Mayor Madeline Rogero sunk Marshall Stair’s chances to make the runoff in the mayor’s race by forcing a vote on Recode Knoxville two weeks before the primary election.

Rogero, who is an urban planner by both education and inclination, turned a deaf ear to council members’ requests for a postponement. She clearly considers Recode a legacy accomplishment, but it is not as clear why she considered it an urgent enough matter to force a vote during the heat of the election to choose her successor, since she will not vacate the mayor’s office until December.

In a show of mayoral muscle seldom seen since the pre-term limits days when Victor Ashe ruled the roost, Rogero forced the second reading vote on Aug. 13. Early voting was in full swing and election day was Aug. 27.

It passed 8-1, with Mark Campen on the short end of the tally.

It is unclear why Stair went with the flow and voted to approve the measure, but truth to be told, Recode is so controversial that he was screwed either way – and he was the only member of council who’d be facing the voters this election.

This is not to minimize second-place finisher Indya Kincannon’s campaigning skills, which are formidable, but since her supporters tend to also be Rogero supporters who support the mayor’s initiatives whatever they might be, the whole Recode kerfuffle was no skin off Kincannon’s anatomy.

Likewise, the vote didn’t hurt frontrunner Eddie Mannis, a moderate Republican who called for a “pause” in the process weeks ago. His supporters tend to be more conservative, suburban and likely to oppose Recode. Although much of the opposition is reasonable and well-reasoned, vocal Agenda 21 folks who consider it a massive social engineering scheme have joined in the fray, as well.

Kincannon and Stair, both Democrats, were attempting to draw from the same pool of voters, although Stair also inherited many GOP supporters from his family, who have been influential in Knoxville’s cultural and political life for generations. Watch for these folks’ lawns to start sprouting Mannis signs.

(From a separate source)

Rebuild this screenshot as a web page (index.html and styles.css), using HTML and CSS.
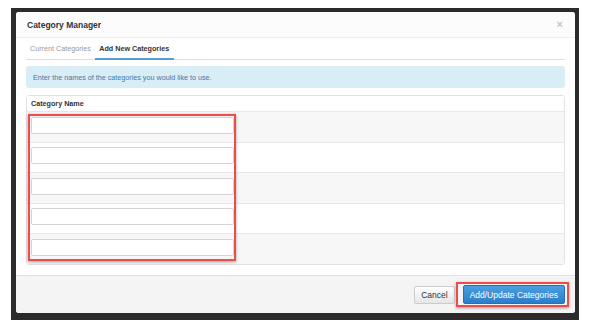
FILE: index.html
```html
<!DOCTYPE html>
<html lang="en">
<head>
    <meta charset="UTF-8">
    <meta name="viewport" content="width=device-width, initial-scale=1.0">
    <title>Category Manager</title>
    <link rel="stylesheet" href="styles.css">
</head>
<body>
    <div class="backdrop">
        <div class="modal">
            <div class="modal-header">
                <div class="modal-title">Category Manager</div>
                <span class="close">&times;</span>
            </div>
            <div class="modal-body">
                <div class="tabs">
                    <div class="tab">Current Categories</div>
                    <div class="tab active">Add New Categories</div>
                </div>
                <div class="alert">Enter the names of the categories you would like to use.</div>
                <div class="panel">
                    <div class="panel-head">Category Name</div>
                    <div class="row"><input type="text"></div>
                    <div class="row"><input type="text"></div>
                    <div class="row"><input type="text"></div>
                    <div class="row"><input type="text"></div>
                    <div class="row"><input type="text"></div>
                    <div class="mark mark-inputs"></div>
                </div>
            </div>
            <div class="modal-footer">
                <button class="btn">Cancel</button>
                <button class="btn btn-primary">Add/Update Categories</button>
                <div class="mark mark-button"></div>
            </div>
        </div>
    </div>
</body>
</html>
```

FILE: styles.css
```css
body {
    margin: 0;
    background-color: white;
    font-family: "Liberation Sans", Arial, sans-serif;
    color: #333;
}
.backdrop {
    margin: 8px 17px 0 11px;
    padding: 4px 4px 7px 5px;
    background-color: #2b2b2b;
}
.modal {
    display: flex;
    flex-direction: column;
    height: 301px;
    background-color: white;
    border-radius: 3px;
    overflow: hidden;
    position: relative;
}
.modal-header {
    display: flex;
    align-items: center;
    justify-content: space-between;
    height: 25px;
    padding: 0 12px 0 11px;
    background-color: #fcfcfc;
    border-bottom: 1px solid #eee;
}
.modal-title {
    font-size: 8.5px;
    font-weight: bold;
    color: #333;
}
.close {
    font-size: 11px;
    font-weight: bold;
    color: #c4c4c4;
    line-height: 1;
}
.modal-body {
    flex-grow: 1;
    padding: 0 10px;
}
.tabs {
    display: flex;
    border-bottom: 1px solid #ddd;
    padding-left: 0;
}
.tab {
    font-size: 7.2px;
    line-height: 11px;
    padding: 5px 4.5px 5px 4px;
    color: #999;
}
.tab.active {
    color: #333;
    font-weight: bold;
    border-bottom: 2px solid #5b9bd5;
    margin-bottom: -1px;
    padding-bottom: 4px;
}
.alert {
    margin-top: 6px;
    height: 22px;
    display: flex;
    align-items: center;
    padding-left: 7px;
    background-color: #d9edf7;
    color: #3c7ba6;
    font-size: 7.2px;
    border-radius: 3px;
}
.panel {
    position: relative;
    margin-top: 7px;
    border: 1px solid #e3e3e3;
    border-radius: 3px;
}
.panel-head {
    height: 15px;
    display: flex;
    align-items: center;
    padding-left: 4px;
    font-size: 7.2px;
    font-weight: bold;
    background-color: white;
}
.row {
    border-top: 1px solid #e8e8e8;
    padding: 4.5px 4px 8px 4px;
}
.row:nth-child(even) {
    background-color: #f7f7f7;
}
.row input {
    display: block;
    box-sizing: border-box;
    width: 203px;
    height: 17px;
    margin: 0;
    border: 1px solid #d4d4d4;
    border-radius: 2px;
    background-color: white;
}
.modal-footer {
    position: relative;
    display: flex;
    justify-content: flex-end;
    align-items: center;
    gap: 8px;
    margin-top: 10px;
    height: 37px;
    padding: 0 10px;
    background-color: #f4f4f4;
    border-top: 1px solid #e3e3e3;
}
.btn {
    font-family: "Liberation Sans", Arial, sans-serif;
    font-size: 8.5px;
    height: 18px;
    padding: 0 6px;
    border: 1px solid #ccc;
    border-radius: 2px;
    color: #333;
    background: linear-gradient(#ffffff, #e6e6e6);
}
.btn-primary {
    height: 19px;
    padding: 0 6px;
    color: white;
    border-color: #2a6fb5;
    background: linear-gradient(#4a9fe2, #2b7dca);
}
.mark {
    position: absolute;
    border: 2px solid #ee4b4b;
    box-shadow: 0 1px 3px rgba(0, 0, 0, 0.35);
}
.mark-inputs {
    left: 1px;
    top: 18px;
    width: 204px;
    height: 143px;
}
.mark-button {
    right: 6px;
    top: 6px;
    width: 109px;
    height: 21px;
}
```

It is unclear why city council members who wanted a postponement didn’t hang tough and demand more time to work out the kinks in the ordinance.

What is also unclear is who’s going to get Stair’s 5,158 votes in the general election, Kincannon or Mannis?

Some are making the assumption that it will be Stair’s fellow Democrat Kincannon, although that is a problematic contention since Republican owners of all those West Knoxville front yards that sported Stair signs before the primary will likely swap them for Mannis signs in the general. And in the end, that will not be good news for Recode Knoxville.

Note: No talking squirrels were involved in the process of writing this column.